Prepayment penalties are written into mortgage contracts by lenders to compensate for prepayment risk, particularly in difficult economic climates and under circumstances where the incentive for a borrower to refinance a subprime mortgage is high. These penalties don’t only kick in when a borrower pays off the entire loan. Some penalty provisions go into effect if the borrower pays a large portion of the loan balance in a single payment.
Adding a prepayment penalty to a mortgage can safeguard against early refinancing or a home sale within the first three years after closing on a mortgage when a borrower is considered a risk to the lender. Alternatively, prepayment penalties might be added as a way to recoup some profit when a mortgage is advertised with a lower-than-average interest rate.
Mortgage lenders are required to disclose prepayment penalties at the time of closing on a new mortgage. Such penalties can’t be imposed without a borrower’s consent or knowledge. However, borrowers should be made aware of any potential for prepayment penalties well before closing. If the lender hasn’t said anything about one, borrowers should ask early on.
Making small, additional principal payments over the life of the loan does not normally trigger penalties, but it can’t hurt to ask your lender to make sure.
A prepayment penalty that applies to both the sale of a home and a refinancing transaction is called a “hard” prepayment penalty. A prepayment penalty that applies to refinancing only is referred to as a “soft” one.
While some home loans include prepayment penalties, they are not legal on single-family FHA loans. For other home loans, lenders can only inflict prepayment penalties during the first three years, with limits on the size of the penalty. Additionally, the lenders have to offer a loan that does not include a prepayment penalty as an alternative. These rules are in effect for loans issued after January 10, 2014, established by the Consumer Financial Protection Bureau (CFPB) following the passage of the 2010 Dodd-Frank Act.

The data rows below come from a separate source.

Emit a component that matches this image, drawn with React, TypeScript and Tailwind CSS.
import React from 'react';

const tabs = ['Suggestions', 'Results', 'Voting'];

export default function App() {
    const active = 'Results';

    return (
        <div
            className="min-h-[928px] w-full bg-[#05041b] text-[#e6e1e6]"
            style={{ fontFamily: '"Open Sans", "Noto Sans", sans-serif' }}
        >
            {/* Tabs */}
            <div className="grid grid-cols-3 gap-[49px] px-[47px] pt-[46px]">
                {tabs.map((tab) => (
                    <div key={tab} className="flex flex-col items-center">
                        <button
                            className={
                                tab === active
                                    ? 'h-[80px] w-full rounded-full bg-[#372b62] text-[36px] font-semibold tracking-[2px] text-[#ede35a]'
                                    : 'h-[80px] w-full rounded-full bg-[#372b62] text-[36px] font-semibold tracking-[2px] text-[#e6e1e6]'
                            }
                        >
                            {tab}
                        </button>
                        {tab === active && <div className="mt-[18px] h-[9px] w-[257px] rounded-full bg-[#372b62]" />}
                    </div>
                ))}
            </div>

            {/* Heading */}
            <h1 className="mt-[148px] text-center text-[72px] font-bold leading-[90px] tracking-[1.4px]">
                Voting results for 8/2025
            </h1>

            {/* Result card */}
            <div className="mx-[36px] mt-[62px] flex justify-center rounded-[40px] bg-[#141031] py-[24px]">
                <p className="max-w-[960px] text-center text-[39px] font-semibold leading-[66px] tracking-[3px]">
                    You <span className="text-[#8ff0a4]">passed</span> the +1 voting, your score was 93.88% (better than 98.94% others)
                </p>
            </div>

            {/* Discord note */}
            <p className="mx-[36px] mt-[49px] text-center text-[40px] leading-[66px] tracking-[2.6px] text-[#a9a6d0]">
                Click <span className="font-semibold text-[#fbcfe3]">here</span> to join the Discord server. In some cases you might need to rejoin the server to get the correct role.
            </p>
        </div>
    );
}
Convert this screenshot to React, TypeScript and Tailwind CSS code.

VA mortgage loans issued to military and student loans do not allow prepayment penalties.
Prepayment penalties vary among lenders. This means borrowers should be diligent about asking for—and fully understanding—the prepayment disclosure document prior to closing. Prepayment penalties can be set either as a fixed amount or as a percentage of the remaining mortgage balance. They may also be assessed on a sliding scale based on the length of time the mortgage has been in place.
Some lenders impose a penalty when a refinance or sale of the home is completed within the first two to three years of the original mortgage. Others charge a fee when the balance is paid off within the first five years.
A homeowner decides to refinance a two-year-old mortgage with a remaining balance of $250,000. If there is a prepayment penalty of 4%, said homeowner would pay $10,000 to the original lender for paying off the mortgage early. Borrowers should be aware of the specifics of their lender’s prepayment penalties; they can substantially increase the cost of refinancing a mortgage or selling a home.